For those individuals in a public body selling information, there is the offence of misconduct in public office. Only a few weeks ago did a senior Metropolitan Police figure appear in court charged exactly with this offence after allegedly selling information to the News of The World.

Yes, we need to protect people’s privacy and personal information. To do that, you regulate how and when information is collected, and what happens to it after it is collected. Whether it is an insurance company checking out previous illnesses, a private investigator working on a divorce settlement or a journalist investigating which politicians are abusing their expenses, all of those situations require better protections of the data in the first place. To single out the journalist as a special case undermines the wider ambition to protect privacy and puts our media in a precarious position.

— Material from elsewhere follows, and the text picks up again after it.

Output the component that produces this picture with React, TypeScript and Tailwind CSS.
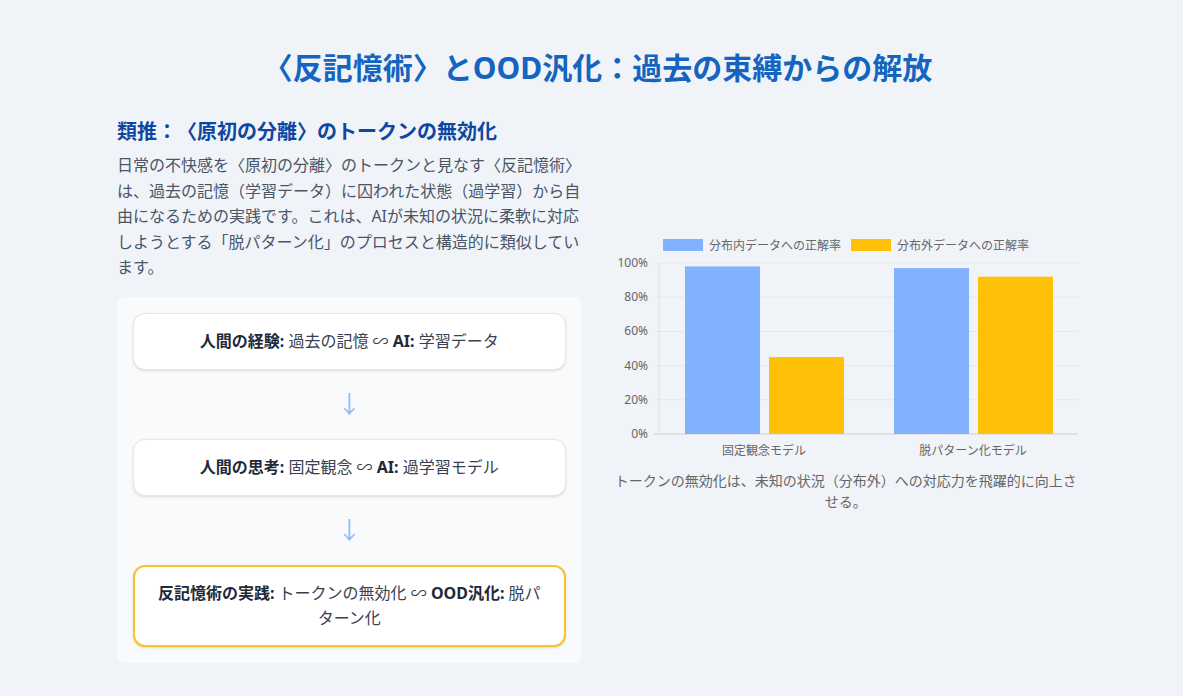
const font = { fontFamily: '"Noto Sans", "Noto Sans CJK JP", sans-serif' };

const bars = [
  { label: "固定観念モデル", cx: 150, inDist: 98, outDist: 45 },
  { label: "脱パターン化モデル", cx: 359, inDist: 97, outDist: 92 },
];

const ticks = [0, 20, 40, 60, 80, 100];

const Chart = () => {
  const top = 28;
  const bottom = 199;
  const h = bottom - top;
  const y = (v: number) => bottom - (h * v) / 100;
  return (
    <svg width="465" height="228" viewBox="0 0 465 228" className="block">
      <rect x="49" y="4" width="40" height="12" fill="#82b1ff" />
      <text x="95" y="14.5" fontSize="12" fill="#666">分布内データへの正解率</text>
      <rect x="237" y="4" width="40" height="12" fill="#ffc107" />
      <text x="283" y="14.5" fontSize="12" fill="#666">分布外データへの正解率</text>
      {ticks.map((t) => (
        <g key={t}>
          <line x1="40" x2="464" y1={y(t)} y2={y(t)} stroke={t === 0 ? "#cfcfcf" : "#e6e6e6"} strokeWidth="1" />
          <text x="34" y={y(t) + 4} fontSize="12" fill="#666" textAnchor="end">
            {t}%
          </text>
        </g>
      ))}
      <line x1="45" x2="45" y1={top} y2={bottom} stroke="#e0e0e0" />
      {bars.map((b) => (
        <g key={b.label}>
          <rect x={b.cx - 79} y={y(b.inDist)} width="75" height={bottom - y(b.inDist)} fill="#82b1ff" />
          <rect x={b.cx + 5} y={y(b.outDist)} width="75" height={bottom - y(b.outDist)} fill="#ffc107" />
          <text x={b.cx} y="220" fontSize="12" fill="#666" textAnchor="middle">
            {b.label}
          </text>
        </g>
      ))}
    </svg>
  );
};

const Card = ({ children, highlight }: { children: React.ReactNode; highlight?: boolean }) => (
  <div
    className={
      highlight
        ? "bg-white rounded-xl border-2 border-[#fbc02d] px-5 py-[14px] text-center text-base leading-[25px] text-[#374151] shadow-sm"
        : "bg-white rounded-xl border border-[#e2e8f0] px-5 py-4 text-center text-base leading-[23px] text-[#374151] shadow-sm"
    }
  >
    {children}
  </div>
);

const Arrow = () => (
  <div className="h-[69px] flex items-center justify-center text-2xl text-[#90bdf9]">↓</div>
);

export default function App() {
  return (
    <div className="min-h-screen bg-[#f0f4f8] [text-spacing-trim:space-all]" style={font}>
      <div className="pl-3 pt-[50px] pb-8 flex justify-center">
        <div className="w-[961px]">
          <h1 className="text-[30px] leading-9 font-bold text-[#1565c0] text-center mb-8">
            〈反記憶術〉とOOD汎化：過去の束縛からの解放
          </h1>
          <div className="grid grid-cols-2 gap-8">
            <div>
              <h2 className="text-xl leading-7 font-bold text-[#0d47a1] mb-[7px]">
                類推：〈原初の分離〉のトークンの無効化
              </h2>
              <p className="text-base leading-[25.6px] text-[#4a5568]">
                日常の不快感を〈原初の分離〉のトークンと見なす〈反記憶術〉は、過去の記憶（学習データ）に囚われた状態（過学習）から自由になるための実践です。これは、AIが未知の状況に柔軟に対応しようとする「脱パターン化」のプロセスと構造的に類似しています。
              </p>
              <div className="mt-4 bg-[#f8fafc] rounded-lg p-4">
                <Card>
                  <b className="text-[#1f2937]">人間の経験:</b> 過去の記憶 ∽ <b className="text-[#1f2937]">AI:</b> 学習データ
                </Card>
                <Arrow />
                <Card>
                  <b className="text-[#1f2937]">人間の思考:</b> 固定観念 ∽ <b className="text-[#1f2937]">AI:</b> 過学習モデル
                </Card>
                <Arrow />
                <Card highlight>
                  <b className="text-[#1f2937]">反記憶術の実践:</b> トークンの無効化 ∽ <b className="text-[#1f2937]">OOD汎化:</b> 脱パターン化
                </Card>
              </div>
            </div>
            <div className="pt-[117px]">
              <Chart />
              <p className="mt-[7px] text-sm leading-[21px] text-[#666] text-center">
                トークンの無効化は、未知の状況（分布外）への対応力を飛躍的に向上させる。
              </p>
            </div>
          </div>
        </div>
      </div>
    </div>
  );
}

The only benefactors of such a state of affairs would be those who seek to abuse their power and avoid accountability. We must not allow this to happen.

Posted on by Big Brother Watch Posted in Civil Liberties, Data Protection, Freedom of Expression, Information Commissioner
  • http://www.frankfisher.org Frank Fisher

    “Everything that has led to the Leveson enquiry is already punishable under criminal law.”

    And yet from Harriet Harman to the BBC, this simple truth appears to evade them. There is a rush building to ‘regulate’, by which of course they mean censor, and you’re quite right – ordinary bloggers will be caught up in it. There is a conspiracy to muzzle the British people.

  • therealguyfaux

    There’s a scene in the film Chinatown in which John Huston tells Jack Nicholson that all this malfeasance in the offices of the Department of Water and Power isn’t about bringing water to Los Angeles, it’s about bringing Los Angeles to where the water is, i.e., it’s about deals to further enrich those who already have control of the situation. Any statutory regulation of the press can only serve to enrich those who already deal with statutory regulation, law firms with administrative law specialities, for whom any new regulatory scheme is yet another full-employment scheme; in addition to which, numerous ancillary personnel must be hired and a bureaucracy set up to administer any sort of new regulation, in which the wheels will grind slowly and exceedingly fine, which will serve to promote litigation-aversion behaviours of the “why chance it?” variety that can only result in less detail in reporting so as to make any “revelations” barely worth the reading, and may lead the reader to form an opinion uninformed by any real, specific facts, if it leads to opinion formation at all (“So? What are they telling me? ‘Certain animals do certain things in certain locations’? ‘A certain clergyman belongs to a certain denomination’? How does this information help?”).

  • MrJones

    It’s all about the Times reporting the grooming. There’ll be a “community cohesion” clause that would have prevented it ever being reported.